Monday, October 21, 2013

portrait of a mother


my guilty motherhood issues begin with a pizza.

i made a pizza the other night for dinner. you know. you saw it. it was not an artisanal, made-my-own-dough-from-scratch pizza. not a gluten-free pizza (sorry loverboy). not even a whole wheat pizza. a straight up pillsbury-dough-boy, cheddar-cheese supplementing-the-"pizza"-cheese, cut-up-tomato-masquerading-as-toppings pizza. and i'm not ashamed. i am, kind of. but, really, no i'm not.

loverboy says to me, as we're stealthily shoveling pizza in our faces in the den because it's farther from the nursery and the baby has been sleep-regressing (yeah, that's what we're calling it) and also he can hear your socks crinkling is how light a sleeper he is, "this pizza is totally a rebecca pizza."

"the taste of it reminds me of you. the simplicity of it."

that's when i really looked at the pizza and realized how bad it was. so, either i'm cheap or i'm lacking in finesse or i'm boring. (if you say 'or all of the above' i'll hurl something. probably a cheap pizza.)

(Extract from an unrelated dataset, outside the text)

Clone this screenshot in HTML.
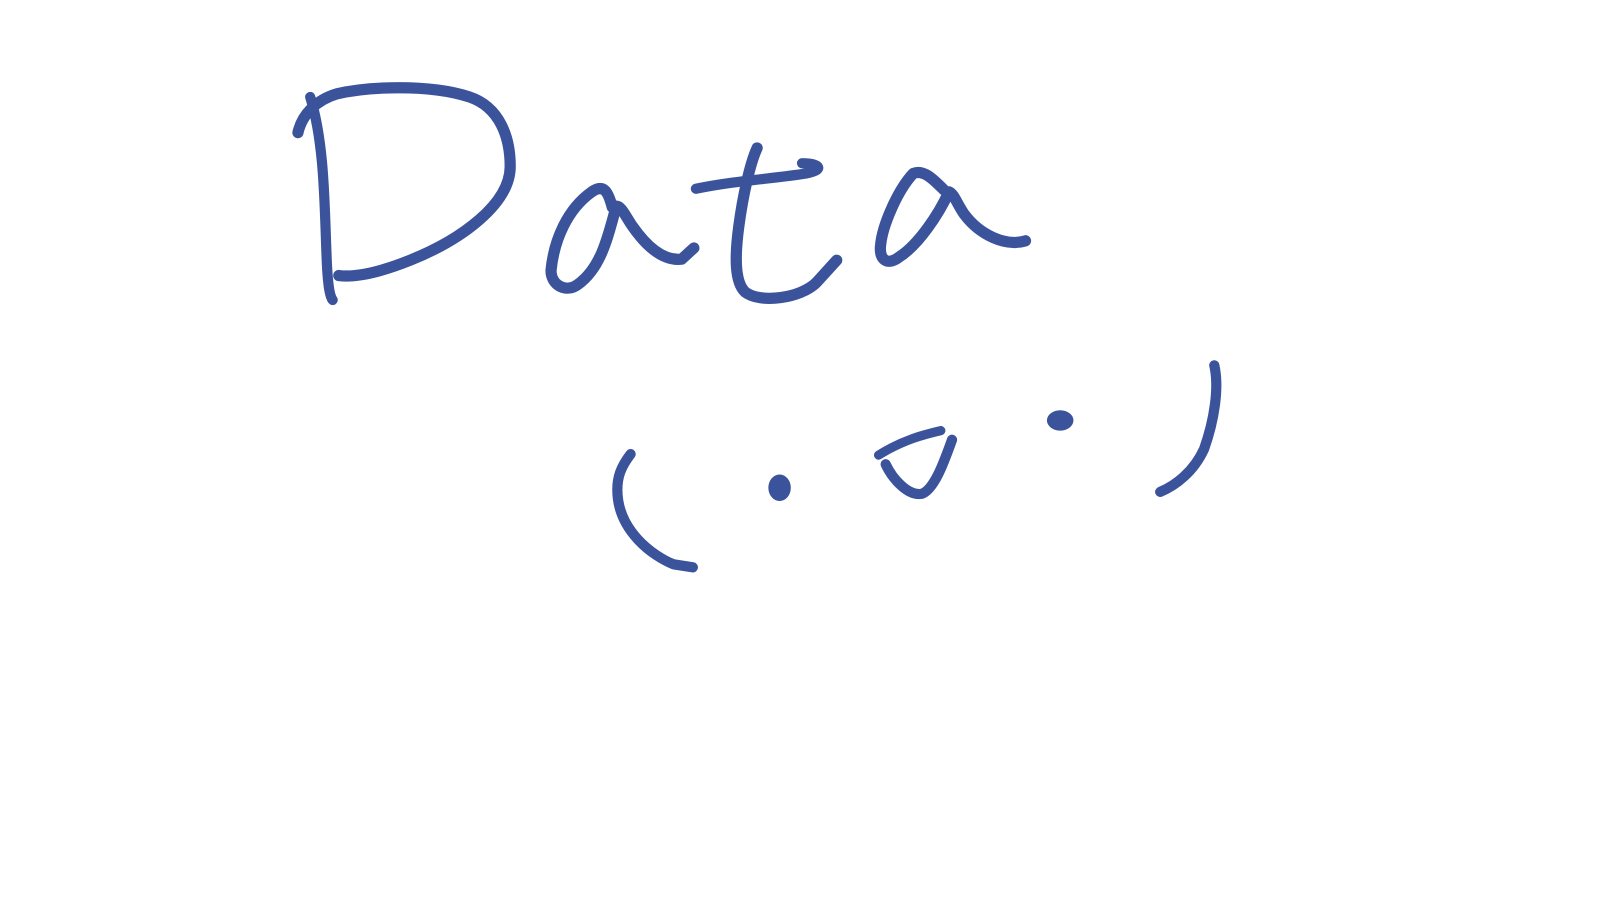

i don't know if you know this but being compared to lame pizza is not exactly an ego booster. because here's the thing, the pizza does say something about me.

it says: when i put my mind to it, i can make a very lackluster pizza.

and also: i'm not a perfectionist. and yes, i'm maybe kind of utilitarian. as in, robotic.

i've been accused of being robotic about things before — cooking, usually. which i consider a terrible and accurate criticism. terrible because i do actually like cooking. or i used to. i think. i mean, i love food. i love cooking utensils. i love reading recipes. i like gatherings around food. so, i must like making food, right?

and accurate because, um, bad pizza.

here's the thing—feelings of guilt and inadequacy reach their peak in motherhood. or at least, it seems to be that way in this day and age. everywhere you look, you are reading about what it means to succeed, whether women can have it all, or have enough and what that looks like anyways. and if not, then you're reading about what you should be doing. seriously, my to-do list has hit an all-time freneticness. (i have to say though that loverboy has always been amazingly supportive and helpful and never pressures me to make dinner or complains about what i've made. the pressure and guilt are all self-inflicted.)

but then i had another thought: dinner is at the bottom of my to-do list. and i'm okay with that, at least for right now. (clarification: making dinner is at the bottom. eating it is always at the top!;)

last week was one of those weeks. you know those weeks? when your loverboy is working late hours and it's up to you to entertain, bathe, feed and put the baby down, whilst simultaneously making your own dinner and also, maybe keeping the rest of this machine we call a household going. it is a machine. and yes, sometimes what you get is a cog in the wheel, not roses for smelling. (mixed metaphors are my true artform).

i don't know how anyone else does it. those wonder moms who somehow create culinary masterpieces, work full-time jobs outside the home and probably have 2 or 3 more munchkins than i have. or those single moms who never have an extra set of hands around. let's nominate those women for medals of honor!

mothers are machines, in the best sense of the word. but—and maybe this is my real point?—artists, too.

i may not make a succulent, bon-appetît-worthy spread every night—or even every week.

i may pinterest far more cute, home-made, craftsy projects than i actually do. (i might not even do one.)

i may sometimes take a picture for the sake of having a picture, instead of getting the artsy shot.

i may shop at target instead of cool, vintage stores.

i may occasionally (usually) make pumpkin pie with canned pumpkin.

i may buy my mini cacti at ikea.

but i am an artist.

my artistry is—

learning the perfect kissable spot on wilder's back to get his laughs out.

cooking, blending, freezing, thawing and mixing vegetable after vegetable to find one he likes.

wiping the water away from his eyes during bathtime. and towelling him off ever so gently afterwards, so that he will not get grumpy. 

using special voices to make goodnight gorilla a little more interesting. 

row, row, row-ing your boat on the living room floor during the dinner hour (aka fussy hour), instead of kneading dough in the kitchen. (if i'm gonna knead dough, there better be scones happening!)

there will come a day when i will like the kitchen again and whip out mouthwatering, gourmet dinners (and i dream of jeannie, too;).

but for now, i am shaping something else. he matters more, i think.

thanks to store-bought, pillsbury dough boy pizza crusts everywhere for enabling this true confession of an epiphany,


mother B.


  1. oh boy... i am so scared of those feelings of guilt and inadequacy that i know i'll be dealing with several months from now... i hope i remember to re-read this post when that happens to me. and FWIW, the fact that you MADE a pizza at all is impressive, because even now, without a baby, i've practically got Dominos on speed dial! (jk i just have the phone app- even faster)

  2. i'm saving this. i feel like one day, assuming i have children, this will get me through a tough day or two or many more. lovely.

  3. actually i am saving it because, even if i never have children, i think this will lift my spirits. there is something universal about this, something i loves.